▸ Work required
Find the lines containing the word "this" and copy every one of them.

▸ Task material
────────────────────────────────────────

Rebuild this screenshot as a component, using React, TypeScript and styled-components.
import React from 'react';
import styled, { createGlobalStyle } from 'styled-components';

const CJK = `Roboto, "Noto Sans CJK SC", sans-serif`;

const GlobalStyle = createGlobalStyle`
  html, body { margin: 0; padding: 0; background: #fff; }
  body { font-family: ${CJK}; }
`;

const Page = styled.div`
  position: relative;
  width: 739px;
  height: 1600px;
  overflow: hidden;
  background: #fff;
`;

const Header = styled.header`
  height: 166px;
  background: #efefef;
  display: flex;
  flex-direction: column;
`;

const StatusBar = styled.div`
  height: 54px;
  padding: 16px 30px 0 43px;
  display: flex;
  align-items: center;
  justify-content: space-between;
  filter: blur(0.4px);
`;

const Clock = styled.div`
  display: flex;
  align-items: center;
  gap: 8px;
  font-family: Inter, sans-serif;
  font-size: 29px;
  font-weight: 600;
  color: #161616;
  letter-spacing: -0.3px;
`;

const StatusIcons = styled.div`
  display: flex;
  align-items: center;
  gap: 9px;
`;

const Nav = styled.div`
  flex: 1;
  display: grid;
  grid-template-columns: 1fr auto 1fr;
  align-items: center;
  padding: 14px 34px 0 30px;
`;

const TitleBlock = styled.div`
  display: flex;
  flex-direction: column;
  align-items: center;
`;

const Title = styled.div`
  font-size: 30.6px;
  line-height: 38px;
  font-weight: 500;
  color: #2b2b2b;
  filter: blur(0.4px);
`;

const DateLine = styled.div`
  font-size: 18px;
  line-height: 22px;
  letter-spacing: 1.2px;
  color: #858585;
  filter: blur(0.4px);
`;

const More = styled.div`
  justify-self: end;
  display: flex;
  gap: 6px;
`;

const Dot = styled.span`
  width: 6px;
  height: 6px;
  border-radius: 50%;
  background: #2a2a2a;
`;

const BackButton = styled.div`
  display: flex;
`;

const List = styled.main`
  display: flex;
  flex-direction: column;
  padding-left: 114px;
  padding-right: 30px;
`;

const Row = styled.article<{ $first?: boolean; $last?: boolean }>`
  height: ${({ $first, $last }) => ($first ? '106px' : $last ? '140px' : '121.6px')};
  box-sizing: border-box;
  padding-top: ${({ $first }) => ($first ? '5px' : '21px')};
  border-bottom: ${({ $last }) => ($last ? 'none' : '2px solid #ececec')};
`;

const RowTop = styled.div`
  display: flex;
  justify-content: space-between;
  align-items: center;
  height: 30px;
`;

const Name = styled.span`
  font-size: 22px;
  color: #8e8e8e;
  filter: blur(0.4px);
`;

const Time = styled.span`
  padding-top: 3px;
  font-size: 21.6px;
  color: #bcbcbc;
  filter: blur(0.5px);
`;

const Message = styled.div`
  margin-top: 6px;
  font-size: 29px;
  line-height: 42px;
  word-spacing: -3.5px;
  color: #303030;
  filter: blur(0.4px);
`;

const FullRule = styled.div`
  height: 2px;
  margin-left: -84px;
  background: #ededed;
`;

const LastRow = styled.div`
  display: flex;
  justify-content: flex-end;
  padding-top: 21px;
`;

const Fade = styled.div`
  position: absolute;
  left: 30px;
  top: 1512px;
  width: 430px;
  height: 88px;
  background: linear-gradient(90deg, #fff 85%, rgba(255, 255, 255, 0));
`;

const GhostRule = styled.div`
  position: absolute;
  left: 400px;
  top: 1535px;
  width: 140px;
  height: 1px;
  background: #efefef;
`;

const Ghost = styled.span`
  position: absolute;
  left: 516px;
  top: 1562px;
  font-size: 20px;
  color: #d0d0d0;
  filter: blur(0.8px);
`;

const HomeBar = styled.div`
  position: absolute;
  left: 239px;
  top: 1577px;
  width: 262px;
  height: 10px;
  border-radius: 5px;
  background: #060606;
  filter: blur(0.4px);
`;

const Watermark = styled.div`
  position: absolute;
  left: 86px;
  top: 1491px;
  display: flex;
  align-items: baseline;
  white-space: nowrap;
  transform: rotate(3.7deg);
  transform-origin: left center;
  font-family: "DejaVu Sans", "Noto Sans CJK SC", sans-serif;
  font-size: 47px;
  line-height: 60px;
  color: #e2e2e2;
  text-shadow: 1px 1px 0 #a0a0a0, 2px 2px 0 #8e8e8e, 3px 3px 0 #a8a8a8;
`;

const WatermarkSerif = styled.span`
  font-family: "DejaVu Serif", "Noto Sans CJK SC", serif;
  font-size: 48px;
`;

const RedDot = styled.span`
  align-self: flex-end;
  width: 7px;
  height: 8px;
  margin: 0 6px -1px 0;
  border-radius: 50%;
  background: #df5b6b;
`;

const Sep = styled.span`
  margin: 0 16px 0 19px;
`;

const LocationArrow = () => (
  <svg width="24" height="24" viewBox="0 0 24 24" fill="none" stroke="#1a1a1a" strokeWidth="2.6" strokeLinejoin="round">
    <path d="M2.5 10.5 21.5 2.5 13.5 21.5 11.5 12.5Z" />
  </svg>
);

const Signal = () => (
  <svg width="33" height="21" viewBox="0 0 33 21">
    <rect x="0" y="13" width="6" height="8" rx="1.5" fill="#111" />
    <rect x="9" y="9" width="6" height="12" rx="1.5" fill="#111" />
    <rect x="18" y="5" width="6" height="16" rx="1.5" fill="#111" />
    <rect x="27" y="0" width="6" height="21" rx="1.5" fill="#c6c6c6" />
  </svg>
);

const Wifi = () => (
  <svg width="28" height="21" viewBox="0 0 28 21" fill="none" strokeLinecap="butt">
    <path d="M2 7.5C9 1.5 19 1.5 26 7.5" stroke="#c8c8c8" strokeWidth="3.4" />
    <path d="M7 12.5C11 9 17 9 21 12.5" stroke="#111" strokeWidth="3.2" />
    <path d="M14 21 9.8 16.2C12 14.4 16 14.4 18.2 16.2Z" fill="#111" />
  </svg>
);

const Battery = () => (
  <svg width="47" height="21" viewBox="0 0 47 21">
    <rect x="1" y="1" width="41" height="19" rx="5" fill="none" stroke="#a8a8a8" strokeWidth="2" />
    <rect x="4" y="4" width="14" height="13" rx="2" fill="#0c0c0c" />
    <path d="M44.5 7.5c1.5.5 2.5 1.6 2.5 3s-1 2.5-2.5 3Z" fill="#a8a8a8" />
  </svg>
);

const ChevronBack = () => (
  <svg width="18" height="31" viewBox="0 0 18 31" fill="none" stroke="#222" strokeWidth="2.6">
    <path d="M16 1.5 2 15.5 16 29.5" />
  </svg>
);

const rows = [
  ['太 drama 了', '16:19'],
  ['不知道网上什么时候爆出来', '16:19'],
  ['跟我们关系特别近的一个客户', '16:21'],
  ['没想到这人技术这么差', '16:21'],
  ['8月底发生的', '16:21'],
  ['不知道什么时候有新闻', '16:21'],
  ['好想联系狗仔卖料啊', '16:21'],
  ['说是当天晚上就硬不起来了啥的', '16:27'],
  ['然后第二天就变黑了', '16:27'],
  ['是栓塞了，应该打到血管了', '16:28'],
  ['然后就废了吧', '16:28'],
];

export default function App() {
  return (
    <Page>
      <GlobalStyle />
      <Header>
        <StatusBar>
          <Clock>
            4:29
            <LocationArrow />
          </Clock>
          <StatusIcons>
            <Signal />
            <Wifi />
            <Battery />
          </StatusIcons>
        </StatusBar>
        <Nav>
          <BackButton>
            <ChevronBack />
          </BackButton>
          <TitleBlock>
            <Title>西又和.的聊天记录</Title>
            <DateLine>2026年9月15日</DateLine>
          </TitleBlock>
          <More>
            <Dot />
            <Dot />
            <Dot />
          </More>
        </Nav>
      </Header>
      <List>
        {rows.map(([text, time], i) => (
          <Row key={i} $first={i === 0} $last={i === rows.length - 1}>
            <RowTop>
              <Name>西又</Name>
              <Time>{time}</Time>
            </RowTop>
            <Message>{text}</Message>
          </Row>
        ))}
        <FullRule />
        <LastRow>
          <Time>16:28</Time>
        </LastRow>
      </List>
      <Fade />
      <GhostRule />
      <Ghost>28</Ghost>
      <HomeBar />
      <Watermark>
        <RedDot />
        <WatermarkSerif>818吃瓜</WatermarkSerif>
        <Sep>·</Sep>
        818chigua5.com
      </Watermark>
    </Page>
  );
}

────────────────────────────────────────

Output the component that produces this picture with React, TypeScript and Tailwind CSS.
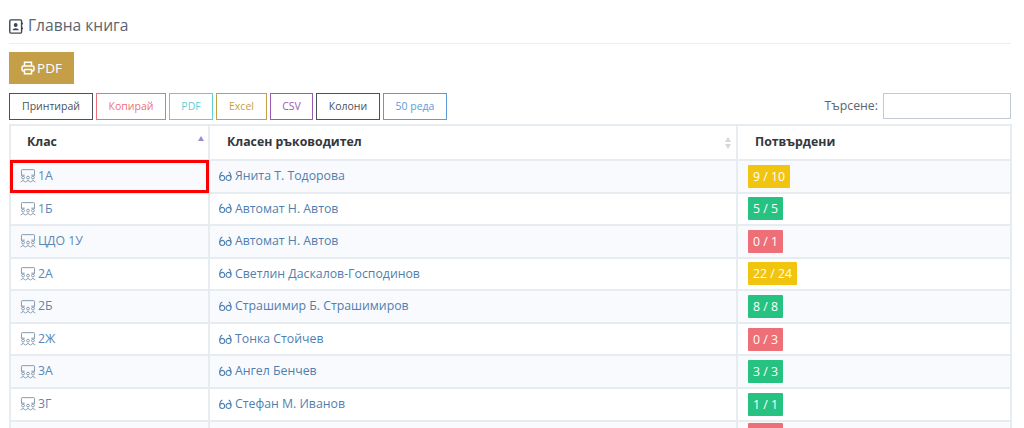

────────────────────────────────────────

▸ Exercise response
Rebuild this screenshot as a component, using React, TypeScript and styled-components.
Output the component that produces this picture with React, TypeScript and Tailwind CSS.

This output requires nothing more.